SEBELUMNYA, seorang ulama juga dianiaya setelah solah subuh di Cicalengka, Kabupaten Bandung, 27 Januari 2018. Korban adalah Pemimpin Pondok Pesantren Al Hidayah (Santiong), Kiai Haji Umar Basri.

Ketika itu, Umar sedang di berada di musola dan jamaah solat telah meninggalkan tempat. Kiai berusia 60 tahun yang akrab disapa Ceng Emon Santiong  itu hanya bersama seorang lelaki paro baya tak dikenal.

Karena merasa baru melihat lelaki itu, Umar pun bertanya. Namun, lelaki yang kemudian diketahui bernama Asep tersebut menjawab dengan nada tinggi.

“Saya orang sini! Kamu berani sama saya?” kata Asep.

Tidak sampai di situ. Asep kemudian mengambil kayu yang biasa digunakan untuk alas kaki muazin. Dengan kayu itu, dia memukuli Kiai Umar di bagian perut dan kepalanya. Umar pun berdarah-darah dan Asep langsung kabur.

Kondisi korban yang seperti itu terlihat oleh seorang santrinya. Sang kiai pun dibawa untuk menjalani pengobatan dan belakangan divisum karena kasus ini dilaporkan seorang santri ke pihak kepolisian.

Hanya dalam hitungan jam, polisi berhasil membekuk pelaku. “Lokasi penangkapan pelaku penganiayaan K.H. Umar Basri tak jauh dari lokasi kejadian,” tutur Kepala Polda Jawa Barat Irjen Polis Agung Budi Martoyo, 28 Januari 2018.

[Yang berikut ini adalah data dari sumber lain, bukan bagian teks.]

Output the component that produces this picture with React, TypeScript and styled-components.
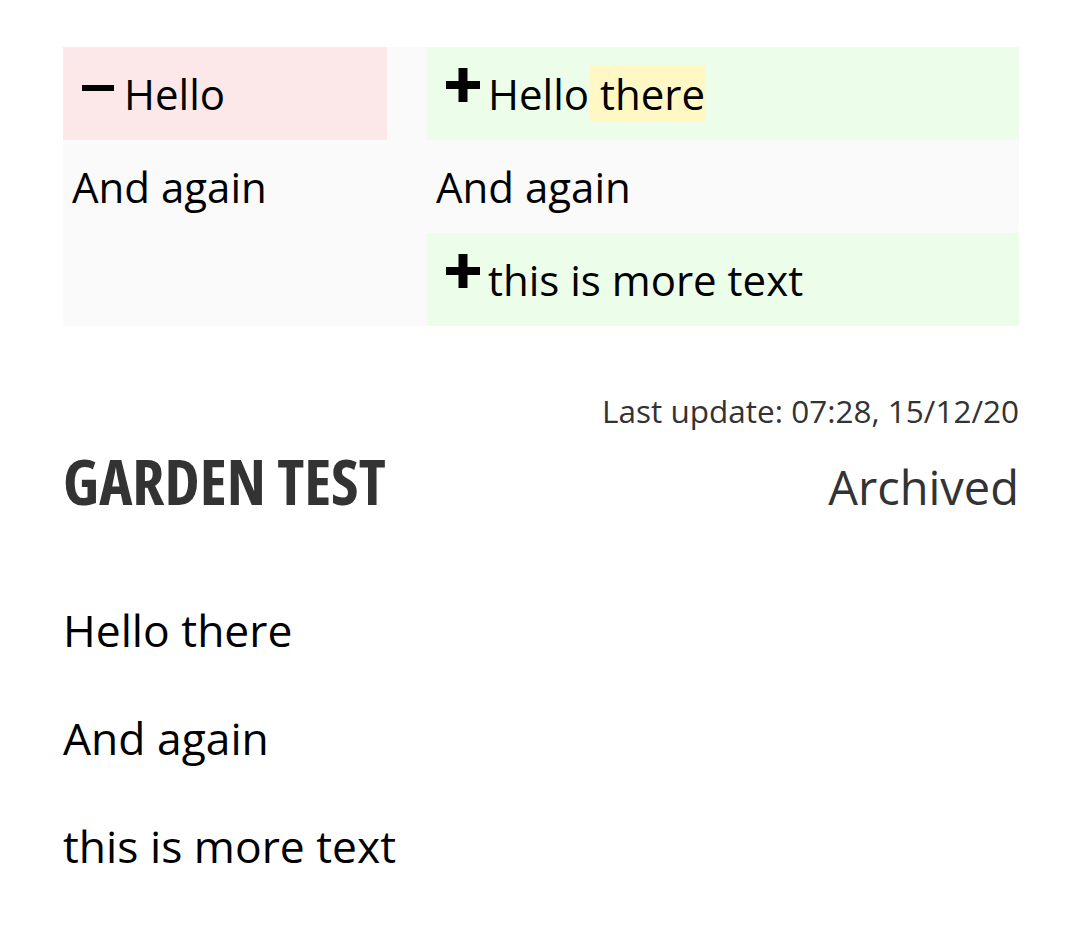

Untuk dua kasus di Jawa Barat itu sempat muncul banyak spekulasi. Ada yang memandang, kasus yang korbannya kedua rohaniwan itu tak lepas dari gerakan politik yang sedang menghangat karena akan pemilihan kepala daerah. Juga ada yang melihat kedua kasus itu sebagai operasi intelijen. Cara pandang seperti itu umumnya karena melihat profil korban yang sama rohaniwan, waktu kejadiannya sama-sama di waktu subuh, dan cara penganiayaannya yang hampir sama pula.

Semua itu hanya asumsi tanpa bukti. Namun, agar berbagai spekulasi tersebut tak menjadi bola liar yang dapat merugikan masyarakat banyak, polisi mestinya dapat segera menuntaskan kedua kasus ini dan memberi pernyataan yang terang-benderang.